Künftig gäbe es demnach nur noch eine einzige, längere Amtsdauer. Denkbar wären etwa zwölf oder 16 Jahre. «Zugleich muss das Parlament die Möglichkeit haben, im Notfall, das heisst bei schweren Amtspflichtverletzungen, Bundesrichter ihres Amtes zu entheben», sagt Caroni. Eine solche Amtsenthebung durch die Räte ist derzeit nicht möglich. «Heute haben wir faktisch eine Wahl auf Lebenszeit, mit politischem Getöse alle sechs Jahre. Neu hätten wir eine beschränkte Amtsdauer, die aber mehr Unabhängigkeit vom politischen Tagesgeschäft gewährleisten würde», fasst Caroni zusammen.

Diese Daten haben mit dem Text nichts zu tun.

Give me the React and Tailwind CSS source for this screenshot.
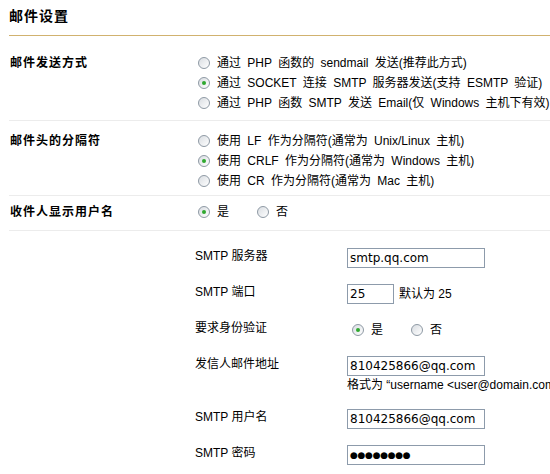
import React from "react";

// 单选框，仿 XP 风格
function Radio({ checked }) {
  return (
    <span className="inline-flex h-[12px] w-[12px] shrink-0 items-center justify-center rounded-full border border-[#8e99a4] bg-linear-to-br from-[#d9dde2] to-white">
      {checked && <span className="h-[4px] w-[4px] rounded-full bg-[#2fa82f]" />}
    </span>
  );
}

function Option({ checked, children }) {
  return (
    <div className="flex h-[20px] items-center whitespace-nowrap">
      <Radio checked={checked} />
      <span className="ml-[7px] [word-spacing:3px]">{children}</span>
    </div>
  );
}

function Field({ value, width = "w-[138px]" }) {
  return (
    <div
      className={`${width} flex h-[20px] shrink-0 items-center overflow-hidden border border-[#8d9bab] bg-white pl-[2px] font-['DejaVu_Sans',sans-serif] text-[12px] leading-[18px] whitespace-nowrap`}
    >
      {value}
    </div>
  );
}

export default function App() {
  return (
    <div className="h-[474px] w-[550px] overflow-hidden bg-white font-['Liberation_Sans','Noto_Sans_CJK_SC',sans-serif] text-[12px] text-black">
      <div className="pl-[9px]">
        {/* 标题 */}
        <h1 className="pt-[9px] pb-[11px] text-[14px] leading-[15px] font-bold tracking-[1px]">邮件设置</h1>
        <div className="h-[1px] bg-[#d1b26f]" />

        {/* 邮件发送方式 */}
        <div className="flex border-b border-[#ececec] pt-[17px] pb-[7px]">
          <div className="w-[189px] shrink-0 pl-[1px] leading-[20px] font-bold tracking-[1px]">邮件发送方式</div>
          <div className="flex flex-col">
            <Option>通过 PHP 函数的 sendmail 发送(推荐此方式)</Option>
            <Option checked>通过 SOCKET 连接 SMTP 服务器发送(支持 ESMTP 验证)</Option>
            <Option>通过 PHP 函数 SMTP 发送 Email(仅 Windows 主机下有效)</Option>
          </div>
        </div>

        {/* 邮件头的分隔符 */}
        <div className="flex border-b border-[#ececec] pt-[10px] pb-[4px]">
          <div className="w-[189px] shrink-0 pl-[1px] leading-[20px] font-bold tracking-[1px]">邮件头的分隔符</div>
          <div className="flex flex-col">
            <Option>使用 LF 作为分隔符(通常为 Unix/Linux 主机)</Option>
            <Option checked>使用 CRLF 作为分隔符(通常为 Windows 主机)</Option>
            <Option>使用 CR 作为分隔符(通常为 Mac 主机)</Option>
          </div>
        </div>

        {/* 收件人显示用户名 */}
        <div className="flex border-b border-[#ececec] pt-[6px] pb-[8px]">
          <div className="w-[189px] shrink-0 pl-[1px] leading-[20px] font-bold tracking-[1px]">收件人显示用户名</div>
          <div className="flex gap-[28px]">
            <Option checked>是</Option>
            <Option>否</Option>
          </div>
        </div>

        {/* SMTP 设置 */}
        <div className="flex flex-col gap-[16px] pt-[17px] pl-[186px]">
          <div className="flex">
            <div className="w-[152px] shrink-0 leading-[16px]">SMTP 服务器</div>
            <Field value="smtp.qq.com" />
          </div>
          <div className="flex">
            <div className="w-[152px] shrink-0 leading-[16px]">SMTP 端口</div>
            <Field value="25" width="w-[47px]" />
            <span className="ml-[5px] leading-[20px]">默认为 25</span>
          </div>
          <div className="flex">
            <div className="w-[152px] shrink-0 leading-[16px]">要求身份验证</div>
            <div className="flex gap-[28px] pl-[5px]">
              <Option checked>是</Option>
              <Option>否</Option>
            </div>
          </div>
          <div className="flex">
            <div className="w-[152px] shrink-0 leading-[16px]">发信人邮件地址</div>
            <div className="flex flex-col">
              <Field value="810425866@qq.com" />
              <div className="mt-[1px] leading-[16px] whitespace-nowrap">格式为 “username &lt;user@domain.com&gt;”</div>
            </div>
          </div>
          <div className="flex">
            <div className="w-[152px] shrink-0 leading-[16px]">SMTP 用户名</div>
            <Field value="810425866@qq.com" />
          </div>
          <div className="flex">
            <div className="w-[152px] shrink-0 leading-[16px]">SMTP 密码</div>
            <Field value={<span className="text-[9px] tracking-[-0.3px]">●●●●●●●●</span>} />
          </div>
        </div>
      </div>
    </div>
  );
}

SP-Aebischer veruteilt Antrag der SVP
Derweil zeichnet sich im Konflikt um Yves Donzallaz eine weitere Entwicklung ab. SP-Nationalrat Matthias Aebischer (52) erklärt: «Der SVP muss ein für alle Mal klargemacht werden: So nicht. Die Gewaltenteilung ist nicht verhandelbar.» Den Antrag zur Nicht-Wiederwahl von Donzallaz verurteilt Aebischer vehement. Es stelle sich die Frage, wie andere Bundesrichter mit solchen Versuchen umgingen: «Donzallaz hat deutlich gemacht, dass dies bei der SVP systematisch der Fall sei.»
Der Berner möchte von allen Bundesrichterinnen und -richtern wissen, ob sie von ihrer Partei unter Druck gesetzt werden. Aebischer: «Dies wäre zum Beispiel eine Aufgabe für die Geschäftsprüfungskommission.»